よりテクニカルに説明すれば、東京都からは、どのような状況の方々(例:疑いのある症状のある方、無症状の方等)が何人検査を受け、そのうち何人が陽性なのか、分母が公表されておらず、また、発症日の情報も公開されていない。感染状況を把握するための実効再生産数の推定も困難な状況であり、第2波に向けてのモニタリング体制の不備も明らかになってきている。
歓楽街に出入りする若者の感染が多いから前回と違うという説明のみでは、感染拡大は防ぐことはできない。今こそ、危機感を持って検査を徹底的にやり、タイムリーなデータの公表を進めるべきだ。オープンソースでデータ共有システムを開発し、プログラミングのコードまでも世界の人々と共有してきた東京都にできないはずがない。
自粛を繰り返さないために
皮肉なことではあるが、緊急事態宣言解除後の新型コロナの再燃は、自粛に大きな効果があったことを示している。
欧米における検証では、緊急事態宣言、ロックダウンなどによる社会的距離の徹底が感染拡大抑制につながったことが科学的に示されており、国際的コンセンサスになっている。そして、初期の迅速な対応を取ることができるかどうかで、その後の被害状況が大きく異なることも示されている。
しかし、ロックダウンや緊急事態宣言は、大きな社会経済的ダメージを引き起こす。日本をはじめ各国が経済活動をできるだけ早期に再開したいと考えることは当然であり、西村康稔新型コロナ対策担当大臣も「緊急事態宣言は誰もやりたくない」と会見で述べたが、まさに本音であろう。それでも、解除をすれば感染の再燃が起こり、感染が大きく拡大する局面となれば、緊急事態宣言やロックダウンの繰り返しをせざるを得なくなる。

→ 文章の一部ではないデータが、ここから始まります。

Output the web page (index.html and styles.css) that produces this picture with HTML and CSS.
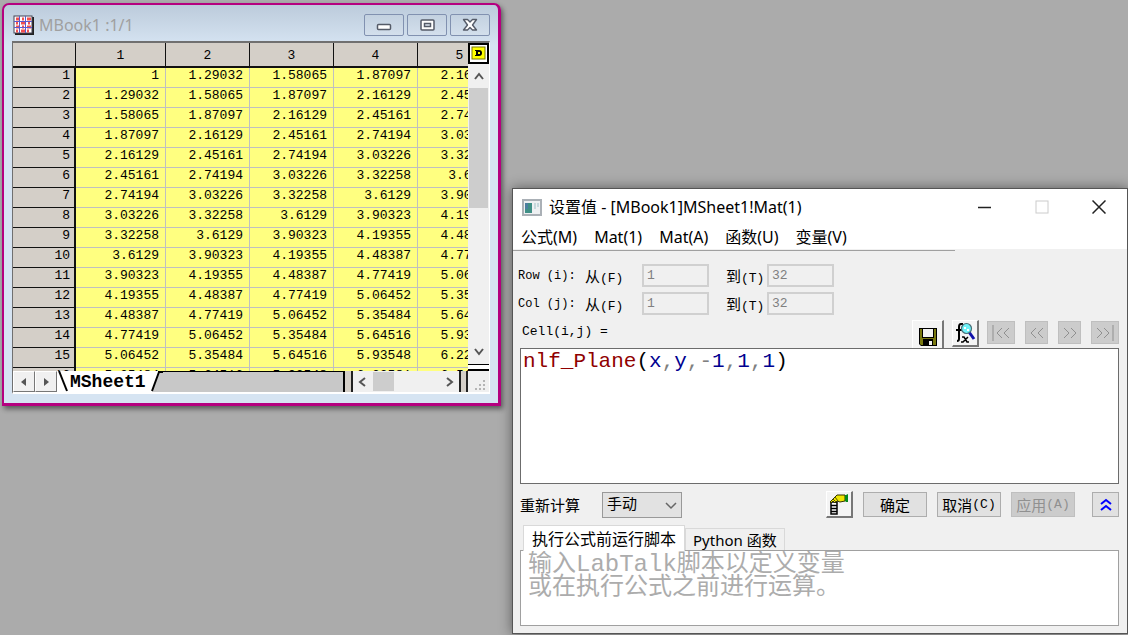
FILE: index.html
```html
<!DOCTYPE html>
<html lang="zh-CN">
<head>
<meta charset="utf-8">
<title>MBook1</title>
<link rel="stylesheet" href="styles.css">
</head>
<body>
<main class="desktop">
  <section class="book">
    <header class="book-title">
      <svg class="book-icon" width="21" height="20" viewBox="0 0 21 20">
        <path d="M2 19h18V2" fill="none" stroke="#222" stroke-width="2"/>
        <rect x="1" y="1" width="18" height="17" fill="#fff" stroke="#445" stroke-width="1"/>
        <path d="M3 4h3M9 4h2M14 4h4M3 8h2M8 8h4M15 8h2M3 12h3M9 12h2M14 12h4M3 16h2M8 16h4M14 16h2" stroke="#f05050" stroke-width="3"/>
        <path d="M6.500 1v17M12.500 1v17M1 6.500h18M1 12.500h18" stroke="#5a5ad0" stroke-width="1"/>
      </svg>
      <h1 class="book-name">MBook1 :1/1</h1>
      <div class="book-controls">
        <button class="book-btn" aria-label="Minimize"><svg width="18" height="16" viewBox="0 0 18 16"><rect x="2.500" y="7.500" width="13" height="5" rx="1" fill="#fff" stroke="#555b68" stroke-width="1.500"/></svg></button>
        <button class="book-btn" aria-label="Maximize"><svg width="18" height="16" viewBox="0 0 18 16"><rect x="3" y="3" width="13" height="10" rx="1" fill="#fff" stroke="#555b68" stroke-width="1.500"/><rect x="6.500" y="6.500" width="6" height="3" fill="#dbe5f0" stroke="#555b68" stroke-width="1.500"/></svg></button>
        <button class="book-btn" aria-label="Close"><svg width="18" height="16" viewBox="0 0 18 16"><path d="M2.500 2.500h4L9 5l2.500-2.500h4L11.500 8l4 5h-4L9 10.500 6.500 13h-4l4-5z" fill="#fff" stroke="#555b68" stroke-width="1.400" stroke-linejoin="round"/></svg></button>
      </div>
    </header>
    <div class="sheet">
      <div class="sheet-body">
        <div class="grid-view">
          <table class="grid">
            <colgroup><col class="c-head"><col class="c-first"><col class="c-data"><col class="c-data"><col class="c-data"><col class="c-data"></colgroup>
            <thead><tr><th></th><th>1</th><th>2</th><th>3</th><th>4</th><th>5</th></tr></thead>
            <tbody id="cells"></tbody>
          </table>
        </div>
        <div class="vbar">
          <button class="d-btn" aria-label="Data"><svg width="17" height="17" viewBox="0 0 17 17"><rect x="2" y="2" width="13" height="12" fill="#ff0" stroke="#77770a" stroke-width="1"/><path d="M5 5h4q3 0 3 3t-3 3H5v-1h1V6H5z" fill="#000"/><rect x="8" y="7" width="2" height="2" fill="#ff0"/></svg></button>
          <button class="arrow" aria-label="Up"><svg width="12" height="12" viewBox="0 0 12 12"><path d="M2 9l4-5 4 5" fill="none" stroke="#555" stroke-width="2"/></svg></button>
          <div class="vthumb"></div>
          <button class="arrow arrow-end" aria-label="Down"><svg width="12" height="12" viewBox="0 0 12 12"><path d="M2 3l4 5 4-5" fill="none" stroke="#555" stroke-width="2"/></svg></button>
          <div class="split"></div>
        </div>
      </div>
      <div class="sheet-foot">
        <button class="nav" aria-label="Previous sheet"><svg width="8" height="10" viewBox="0 0 8 10"><path d="M6 1v8L1 5z" fill="#555"/></svg></button>
        <button class="nav" aria-label="Next sheet"><svg width="8" height="10" viewBox="0 0 8 10"><path d="M2 1v8l5-4z" fill="#555"/></svg></button>
        <button class="tab"><svg width="12" height="21" viewBox="0 0 12 21"><path d="M2 0l8 20" stroke="#000" stroke-width="2"/></svg><span>MSheet1</span><svg class="slant" width="14" height="21" viewBox="0 0 14 21"><path d="M11 0h3v21H3z" fill="#c8c8c8"/><path d="M10 1L3 20M9 1h5" stroke="#000" stroke-width="2"/></svg></button>
        <div class="tab-rest"></div>
        <div class="hbar">
          <button class="arrow" aria-label="Left"><svg width="12" height="12" viewBox="0 0 12 12"><path d="M8 2L3 6l5 4" fill="none" stroke="#555" stroke-width="2"/></svg></button>
          <div class="hthumb"></div>
          <button class="arrow arrow-right" aria-label="Right"><svg width="12" height="12" viewBox="0 0 12 12"><path d="M4 2l5 4-5 4" fill="none" stroke="#555" stroke-width="2"/></svg></button>
        </div>
        <div class="corner"><svg width="12" height="12" viewBox="0 0 12 12" fill="#b4b4b4"><path d="M8 0h2v2H8zM8 4h2v2H8zM4 4h2v2H4zM8 8h2v2H8zM4 8h2v2H4zM0 8h2v2H0z"/></svg></div>
      </div>
    </div>
  </section>

  <section class="dialog">
    <header class="dlg-title">
      <svg width="20" height="17" viewBox="0 0 20 17"><rect x="1" y="1" width="18" height="15" fill="#eef0f2" stroke="#aab0b6" stroke-width="2"/><rect x="3" y="4" width="7" height="10" fill="#3f8f86"/><path d="M3 4h3v6H3z" fill="#4c7f9f"/><path d="M12 4h2v6h-2zM15 4h2v4h-2z" fill="#c6d8dc"/></svg>
      <h2 class="dlg-name">设置值 - [MBook1]MSheet1!Mat(1)</h2>
      <button class="win-btn" aria-label="最小化"><svg width="14" height="14" viewBox="0 0 14 14"><path d="M0 7.500h13" stroke="#222" stroke-width="1.500"/></svg></button>
      <button class="win-btn" aria-label="最大化" disabled><svg width="14" height="14" viewBox="0 0 14 14"><rect x="1" y="1" width="12" height="12" fill="none" stroke="#ccc"/></svg></button>
      <button class="win-btn" aria-label="关闭"><svg width="14" height="14" viewBox="0 0 14 14"><path d="M.5.500l13 13M13.500.500l-13 13" stroke="#222" stroke-width="1.500"/></svg></button>
    </header>
    <nav class="menu">
      <button>公式(M)</button><button>Mat(1)</button><button>Mat(A)</button><button>函数(U)</button><button>变量(V)</button>
    </nav>
    <div class="menu-line"></div>
    <div class="dlg-body">
      <div class="range">
        <span>Row (i):</span><label for="rf"><b>从</b>(F)</label><input id="rf" value="1" disabled>
        <label class="to" for="rt"><b>到</b>(T)</label><input id="rt" value="32" disabled>
        <span>Col (j):</span><label for="cf"><b>从</b>(F)</label><input id="cf" value="1" disabled>
        <label class="to" for="ct"><b>到</b>(T)</label><input id="ct" value="32" disabled>
      </div>
      <div class="cell-row">
        <span class="cell-label" id="cell-label">Cell(i,j) =</span>
        <button class="tool tool-save" aria-label="保存"><svg width="18" height="18" viewBox="0 0 18 18"><path d="M0 0h18v18H2l-2-2z" fill="#000"/><path d="M1 1h16v16H2l-1-1z" fill="#7a7a10"/><path d="M3 0h12v10H3z" fill="#000"/><path d="M4 1h10v8H4z" fill="#f4f4f4"/><path d="M4 11h10v7H4z" fill="#000"/><path d="M10 13h3v4h-3z" fill="#f4f4f4"/></svg></button>
        <button class="tool tool-fx" aria-label="搜索函数"><svg width="22" height="22" viewBox="0 0 22 22"><path d="M9 2H7Q5 2 5 5v12q0 2-2 2M2 8h6" fill="none" stroke="#000" stroke-width="2"/><path d="M8 15h2l3 5h2M14 15l-5 5H7" fill="none" stroke="#000" stroke-width="1.500"/><path d="M15 10l5 7" stroke="#11a" stroke-width="3"/><circle cx="12.500" cy="6.500" r="5" fill="#6ef3f8" stroke="#4a6f78" stroke-width="1.200"/><path d="M10 5h2v2h-2zM13 7h2v2h-2z" fill="#fff"/></svg></button>
        <button class="step step-wide" aria-label="第一个" disabled><svg width="20" height="16" viewBox="0 0 20 16"><path d="M2 0v16M11 3L6 8l5 5M18 3l-5 5 5 5"/></svg></button>
        <button class="step" aria-label="上一个" disabled><svg width="16" height="16" viewBox="0 0 16 16"><path d="M7 3L2 8l5 5M14 3L9 8l5 5"/></svg></button>
        <button class="step" aria-label="下一个" disabled><svg width="16" height="16" viewBox="0 0 16 16"><path d="M2 3l5 5-5 5M9 3l5 5-5 5"/></svg></button>
        <button class="step step-wide" aria-label="最后一个" disabled><svg width="20" height="16" viewBox="0 0 20 16"><path d="M18 0v16M2 3l5 5-5 5M9 3l5 5-5 5"/></svg></button>
      </div>
      <div class="editor" role="textbox" contenteditable="true" aria-labelledby="cell-label" spellcheck="false"><span class="fn">nlf_Plane</span>(<span class="id">x</span><span class="op">,</span><span class="id">y</span><span class="op">,-</span><span class="id">1</span><span class="op">,</span><span class="id">1</span><span class="op">,</span><span class="id">1</span>)</div>
      <div class="actions">
        <label for="recalc">重新计算</label>
        <div class="pick"><select id="recalc"><option>手动</option></select><svg width="12" height="8" viewBox="0 0 12 8"><path d="M1 1l5 5 5-5" fill="none" stroke="#666" stroke-width="1.500"/></svg></div>
        <button class="tool tool-hand" aria-label="选择"><svg width="22" height="22" viewBox="0 0 22 22"><path d="M3 9h6v12H3z" fill="#fff" stroke="#000" stroke-width="1.500"/><path d="M3 12.500h6M3 15.500h6M3 18.500h6" stroke="#000" stroke-width="1.500"/><path d="M2 9l7-7h8v6l-5 1-3-1-2 2-2-2-2 2z" fill="#eee600" stroke="#333300"/><path d="M7 4l3 4M5 6l3 3" stroke="#555500"/><path d="M17 2h1l2-1v8h-2l-1-1z" fill="#078a1d"/></svg></button>
        <button class="push">确定</button>
        <button class="push">取消<i>(C)</i></button>
        <button class="push" disabled>应用<i>(A)</i></button>
        <button class="push push-fold" aria-label="折叠"><svg width="12" height="14" viewBox="0 0 12 14"><path d="M1 6l5-4 5 4M1 12l5-4 5 4" fill="none" stroke="#00f" stroke-width="2"/></svg></button>
      </div>
      <div class="tabs" role="tablist">
        <button class="page-tab page-tab-on" role="tab" aria-selected="true">执行公式前运行脚本</button>
        <button class="page-tab" role="tab" aria-selected="false">Python 函数</button>
      </div>
      <textarea class="script" aria-label="脚本" placeholder="输入LabTalk脚本以定义变量&#10;或在执行公式之前进行运算。"></textarea>
    </div>
  </section>
</main>
<script src="grid.js"></script>
</body>
</html>
```
FILE: grid.js
```js
// Plane surface: z = 1 + (row + col) * 9/31, up to five decimals.
const body = document.getElementById("cells");
for (let r = 0; r < 16; r++) {
  const tr = body.insertRow();
  const th = document.createElement("th");
  th.textContent = r + 1;
  tr.append(th);
  for (let c = 0; c < 5; c++) {
    const value = 1 + (r + c) * 9 / 31;
    tr.insertCell().textContent = String(Number(value.toFixed(5)));
  }
}
```
FILE: styles.css
```css
* { box-sizing: border-box; }
body { margin: 0; background: #ababab; color: #000; }
button { padding: 0; border: 0; background: none; color: inherit; font: inherit; display: flex; align-items: center; justify-content: center; }
svg { display: block; flex: none; }
.desktop { position: relative; min-height: 100vh; overflow: hidden; }

.book {
  position: absolute; left: 2px; top: 3px; width: 499px;
  padding: 0 8px 9px;
  border: solid #b5007f; border-width: 2px 3px 3px 2px; border-radius: 7px 7px 0 0;
  background: linear-gradient(#bccbdb, #d6e4f2 40px);
  box-shadow: 2px 3px 5px #0007;
}
.book-title { display: flex; align-items: center; height: 36px; padding: 4px 0 0 1px; }
.book-name { flex: 1; margin: 0 0 0 5px; font: 400 16px "Noto Sans", sans-serif; color: #a0a0a0; }
.book-controls { display: flex; gap: 3px; }
.book-btn { width: 40px; height: 22px; border: 1px solid #8191b0; border-radius: 2px; background: linear-gradient(#c3d1e0, #d3dfec); }
.sheet { border: solid; border-width: 2px 1px 2px 1px; border-color: #707070 #fff #fff #707070; background: #f0f0f0; }
.sheet-body { display: flex; }
.grid-view { flex: 1; height: 328px; overflow: hidden; }
.grid { width: 489px; table-layout: fixed; border-collapse: separate; border-spacing: 0; font: 13px/16px "Liberation Mono", monospace; }
.c-head { width: 63px; }
.c-first { width: 90px; }
.c-data { width: 84px; }
.grid th { font-weight: 400; background: #d4cfc8; border: solid #111; border-width: 0 1px 1px 0; padding: 0; }
.grid thead th { height: 25px; padding-top: 3px; border-bottom-width: 2px; }
.grid tbody th, .grid td { height: 20px; padding: 0 6px 3px 0; text-align: right; }
.grid tbody th { border-right-width: 2px; padding-right: 4px; }
.grid td { background: #ffff80; border: solid #c0c0c0; border-width: 0 1px 1px 0; }
.vbar { display: flex; flex-direction: column; width: 21px; background: #f0f0f0; }
.d-btn { height: 21px; border: 2px solid #000; background: #fff; }
.arrow { height: 24px; }
.vthumb { height: 120px; margin: 0 1px; background: #cdcdcd; }
.arrow-end { margin-top: auto; }
.split { height: 7px; background: #fff; border: solid #000; border-width: 1px 0 2px; }
.sheet-foot { display: flex; height: 21px; background: #d4cfc8; }
.nav { width: 22px; background: #f0f0f0; border: 1px solid; border-color: #fff #777 #777 #fff; }
.tab { align-items: stretch; background: #fff; font: 700 18px/22px "Liberation Mono", monospace; }
.tab span { padding: 0 3px 0 1px; }
.tab-rest { flex: 1; margin-right: 6px; background: #c8c8c8; border: solid #000; border-width: 1px 2px 0 0; }
.hbar { display: flex; align-items: stretch; width: 110px; background: #f0f0f0; border: solid #222; border-width: 0 2px; }
.hbar .arrow { width: 20px; height: 21px; }
.hthumb { width: 21px; margin: 1px 0; background: #cdcdcd; }
.arrow-right { margin-left: auto; }
.corner { display: flex; align-items: flex-end; justify-content: flex-end; width: 23px; margin-left: 5px; padding: 0 2px 0 0; background: #f0f0f0; border-left: 2px solid #222; }

.dialog {
  position: absolute; left: 512px; top: 188px; right: 0;
  padding-bottom: 7px;
  border: 1px solid #555; background: #f0f0f0; box-shadow: 0 0 12px #0007;
  font: 12px "Liberation Mono", "Noto Sans CJK SC", monospace;
}
.dlg-title { display: flex; align-items: center; height: 36px; padding-left: 9px; background: #fff; }
.dlg-name { flex: 1; margin: 0 0 0 7px; font: 400 16px/20px "Noto Sans", "Noto Sans CJK SC", sans-serif; }
.win-btn { width: 57px; height: 36px; }
.menu { display: flex; gap: 17px; height: 24px; padding: 0 8px; background: #fff; font: 16px/24px "Noto Sans", "Noto Sans CJK SC", sans-serif; }
.menu-line { width: 72%; height: 4px; margin-top: 1px; border-top: 1px solid #a0a0a0; }
.dlg-body { padding: 10px 8px 0 7px; }
.range { display: grid; grid-template-columns: 67px 57px 67px 58px 67px; row-gap: 5px; align-items: center; margin-left: -2px; font-size: 12px; }
.range label { font-size: 13px; white-space: nowrap; }
.range b { font-weight: 400; font-size: 15px; }
.range .to { padding-left: 17px; }
.range input { width: 100%; height: 23px; padding: 0 3px; border: 2px solid #d0d0d0; background: #f0f0f0; color: #808080; font: 13px "Liberation Mono", monospace; }
.cell-row { display: flex; align-items: flex-start; height: 33px; padding-top: 5px; }
.cell-label { flex: 1; padding-left: 2px; line-height: 24px; font-size: 13px; }
.tool { border: solid; border-width: 1px 2px 2px 1px; border-color: #fff #777 #777 #fff; background: #f4f4f4; width: 27px; height: 27px; }
.tool-save { width: 32px; height: 28px; border-bottom: 0; padding-top: 4px; }
.tool-fx { margin: 0 8px; }
.step { width: 23px; height: 23px; margin: 1px 10px 0 0; background: #ccc; border: 1px solid #bfbfbf; }
.step-wide { width: 28px; }
.step:last-child { margin-right: 0; }
.step path { fill: none; stroke: #909090; stroke-width: 1; }
.editor { height: 136px; padding: 1px 2px; border: 1px solid #6c6c6c; background: #fff; font: 21px/24px "Liberation Mono", monospace; outline: 0; }
.fn { color: #900000; }
.id { color: #000090; }
.op { color: #808080; }
.actions { display: flex; align-items: center; height: 27px; margin-top: 7px; font-size: 15px; }
.pick { position: relative; width: 80px; margin: 0 auto 0 22px; }
.pick select { width: 100%; height: 26px; padding: 2px 4px 0; appearance: none; border: 1px solid #999; border-radius: 0; background: #e2e2e2; color: #000; font: inherit; }
.pick svg { position: absolute; right: 5px; top: 10px; pointer-events: none; }
.push { width: 64px; height: 25px; margin-left: 10px; background: #e1e1e1; border: 1px solid #adadad; }
.push i { font-style: normal; font-size: 13px; }
.push:disabled { background: #ccc; border-color: #bfbfbf; color: #909090; }
.push-fold { width: 27px; margin-left: 17px; }
.tabs { display: flex; align-items: flex-end; height: 32px; padding-left: 3px; font: 15px/20px "Noto Sans", "Noto Sans CJK SC", sans-serif; }
.page-tab { height: 22px; padding: 0 7px; border: 1px solid #d9d9d9; border-bottom: 0; }
.page-tab-on { position: relative; height: 26px; margin-bottom: -1px; padding: 0 8px; background: #fff; font-size: 16px; }
.script { display: block; width: 100%; height: 76px; padding: 2px 7px 0; border: 1px solid #a0a0a0; border-radius: 0; background: #fff; resize: none; outline: 0; font: 24px/23px "Liberation Mono", "Noto Sans CJK SC", monospace; }
.script::placeholder { color: #acacac; }
```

しかも、今回の東京の例でも明らかなように、3密回避や新しい生活様式を守ることに一定の限界のある職種も多い。それは夜の街に限らず、医療や介護職でも同様だ。休業補償がない自粛に頼る限り、このしわ寄せは社会的弱者やエッセンシャルワーカーに来る。
新型コロナの感染リスクは個人の年齢や基礎疾患の有無に加えて、職場や生活環境などに大きく左右されることがよく知られている。誰が感染しているか分からない状況では、マスク着用や社会的距離をとることは非常に大切だが、画一的な対応だけでは社会を回すことはできない。